A confusão não se restringe às tropas de ocupação. O poder do Conselho de Governo iraquiano recém-empossado, por enquanto, é restrito e as instituições tão necessárias a qualquer vida democrática ainda não foram estabelecidas. “Exceto uma ou duas coisas, o Conselho não tem poder de governo”, afirmou o líder da União Patriótica do Curdistão, Jalal Talabani. As ações do Conselho se limitaram até este momento a abolir os feriados de aniversário de Saddam Hussein bem como as datas comemorativas do partido Baath. A incerteza e o desgoverno fazem com que 30% dos moradores de Bagdá desejem a permanência das forças de ocupação
na cidade, segundo pesquisa do canal britânico Channel 4, para que os serviços básicos sejam restabelecidos de uma vez por todas. Foi nesse vácuo de poder que as ofensivas contra os americanos cresceram.
s Disso surgiu a pressa do administrador dos EUA no Iraque, Paul Bremer, de estabelecer um simulacro de governo. Um governo sem poder de decisão que, ainda por cima, ganhou a missão de investigar as atrocidades do antigo regime.

O único benefício irrefutável da guerra contra o Iraque foi a retirada do tirano do poder. No mais, todas as edificações construídas em favor da guerra vão sendo aos poucos desmanteladas. De acordo com o jornal britânico Independent, um grupo de ex-funcionários da CIA exige a cabeça do vice-presidente, Dick Cheney. Entre as tantas mentiras contadas no discurso do Estado da União feito por George W. Bush em janeiro deste ano estava a falsa afirmação de que o Iraque teria tentado comprar urânio do Níger, apesar das advertências da CIA. Essa referência foi incluída no texto de Bush por insistência de Cheney, que também tentou vender o peixe para o Congresso americano. O diretor da CIA, George Tenet, compareceu à Comissão de Inteligência do Senado para dar explicações sobre essas questões. Tenet admitiu que errou ao incluir o dado falso sobre o urânio, fornecido pelo MI6 (serviço secreto externo britânico), no discurso de Bush.

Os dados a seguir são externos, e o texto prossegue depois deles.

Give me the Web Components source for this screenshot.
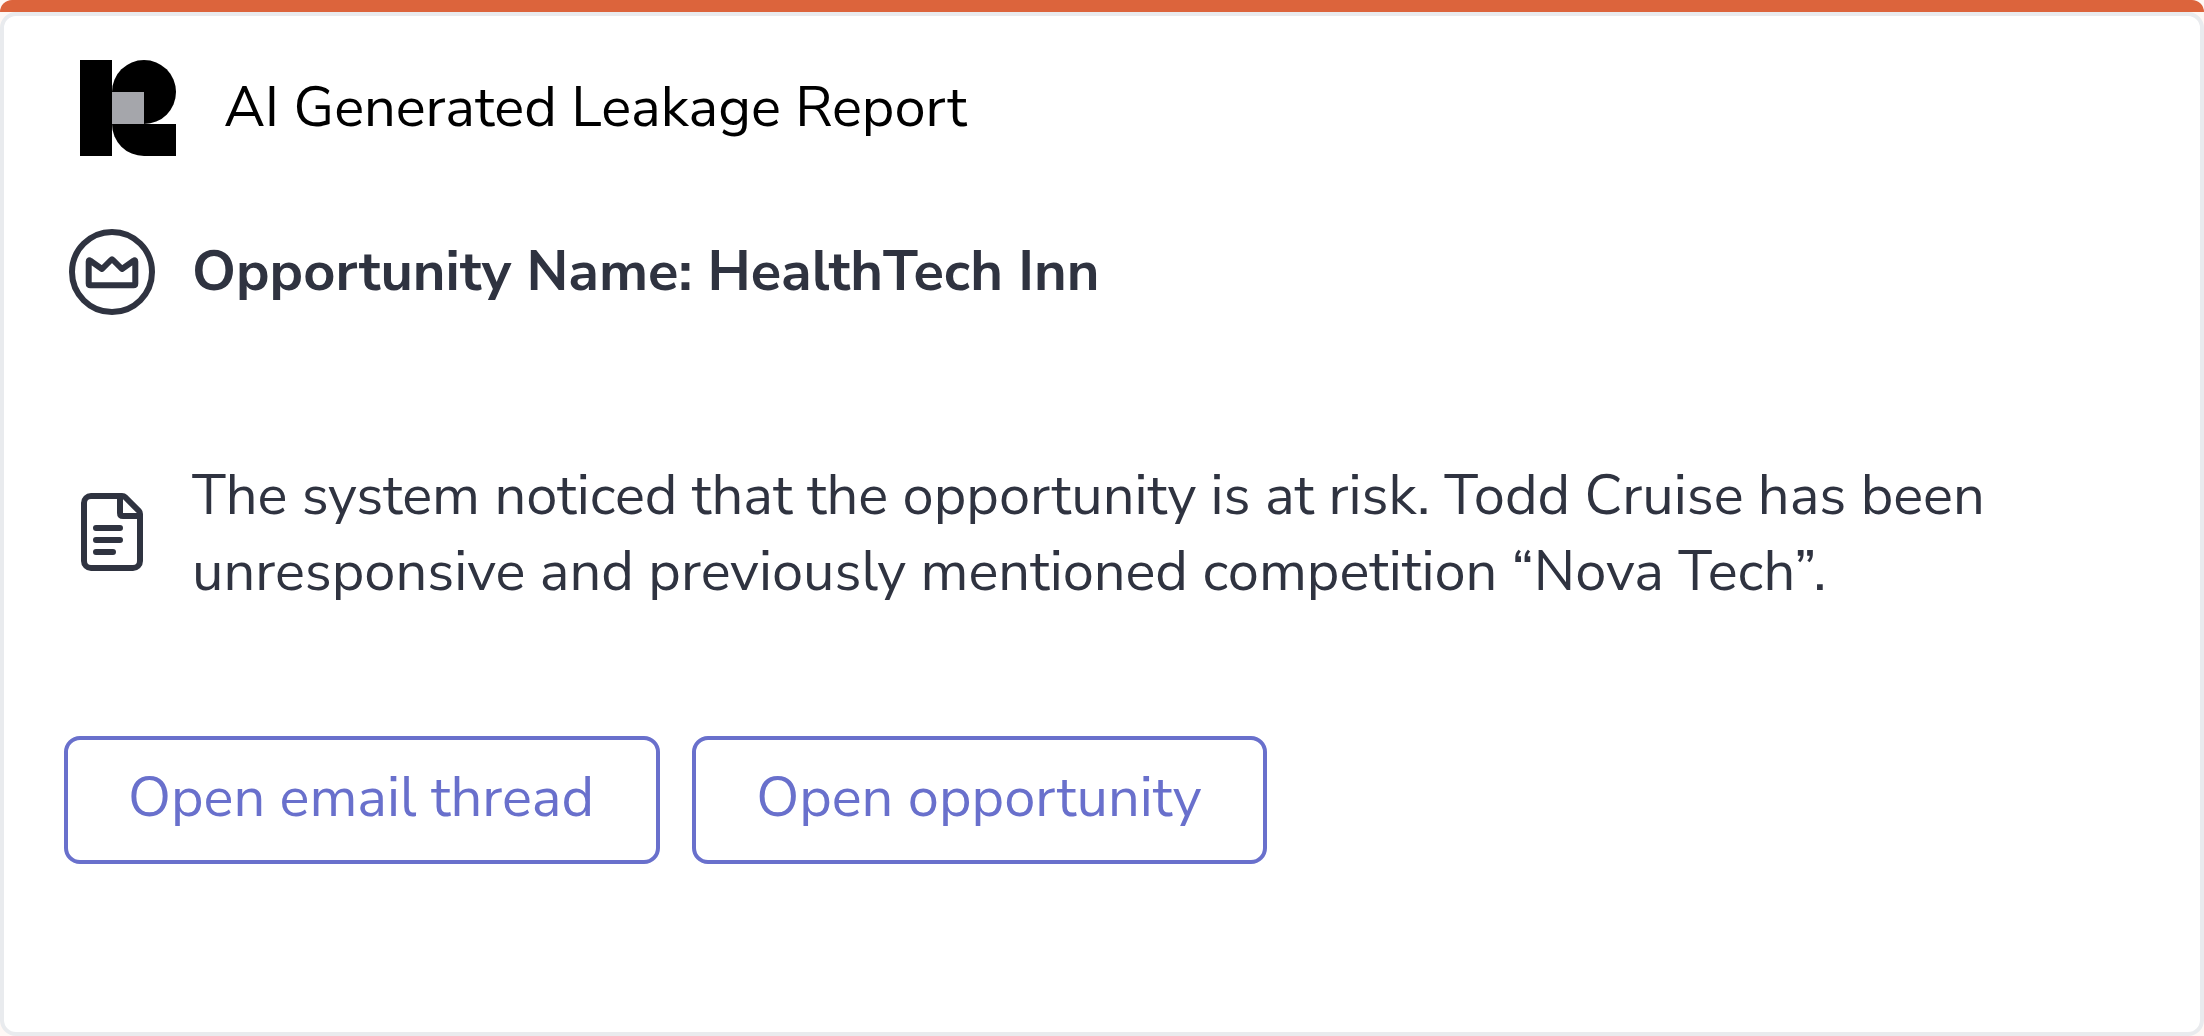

Mas o teatro dos absurdos continua. Falando em Washington aos deputados e senadores americanos na quinta-feira 17, o primeiro-ministro britânico, Tony Blair, afirmou que, mesmo sem nenhuma ligação entre as armas de destruição em massa e o terrorismo, a conexão anglo-americana acertou em lutar contra o Iraque, porque, afinal, derrubaram o regime de Saddam. “Se estivermos errados, teremos destruído uma ameaça que, pelo menos, foi responsável por sofrimento e matança”, disse Blair. Até hoje não foi encontrada uma única arma de destruição em massa e nenhuma das outras oito justificativas dos britânicos para invadir o Iraque, como o suposto desenvolvimento de armas nucleares na África. Blair foi ovacionado 17 vezes no Congresso americano, mas em casa ele enfrenta sérios problemas. Na sexta-feira 18, foi encontrado o corpo do cientista David Kelly, assessor do secretário de Defesa britânico, que denunciou à rede BBC as falsas alegações de Blair sobre o Iraque. Bush, por sua vez, em campanha para a reeleição em 2004, também terá que se explicar para os americanos. Se a história ou a opinião pública de seus países irão perdoá-los, dependerá de alguns fatores. Nos EUA, os eleitores esperam ao menos uma melhora na economia. Já no Reino Unido, a credibilidade do premiê está em jogo. Esse o motivo da correria para reconstruir o Iraque. Mas, para isso, ele teria que abandonar o festival de farsas que encena com Bush.

MORTE MISTERIOSA
  
Kelly: o ex-investigador da ONU no Iraque
 

O cientista britânico David Kelly, 59 anos, tinha hábitos regulares. Por isso, sua família estranhou quando ele saiu na tarde da quinta-feira 17 e não voltou. Na manhã seguinte, seu corpo foi encontrado em Faringdon, a oito quilômetros de sua casa, em um misterioso caso que envolve até o primeiro-ministro, Tony Blair. Kelly foi inspetor da ONU no Iraque nos anos 90 e, até o dia de sua morte, conselheiro do Ministério da Defesa britânico. O cientista especializado em armas de destruição em massa estava sendo acusado de passar informações ao repórter da BBC Andrew Gilligan, que acusou Blair de inflar o dossiê a respeito do suposto arsenal iraquiano. Em depoimento a parlamentares, Kelly disse que esteve com o repórter, mas negou ser a fonte da BBC. Em Tóquio, o porta-voz de Blair afirmou que “haverá um júri independente para investigar o caso”.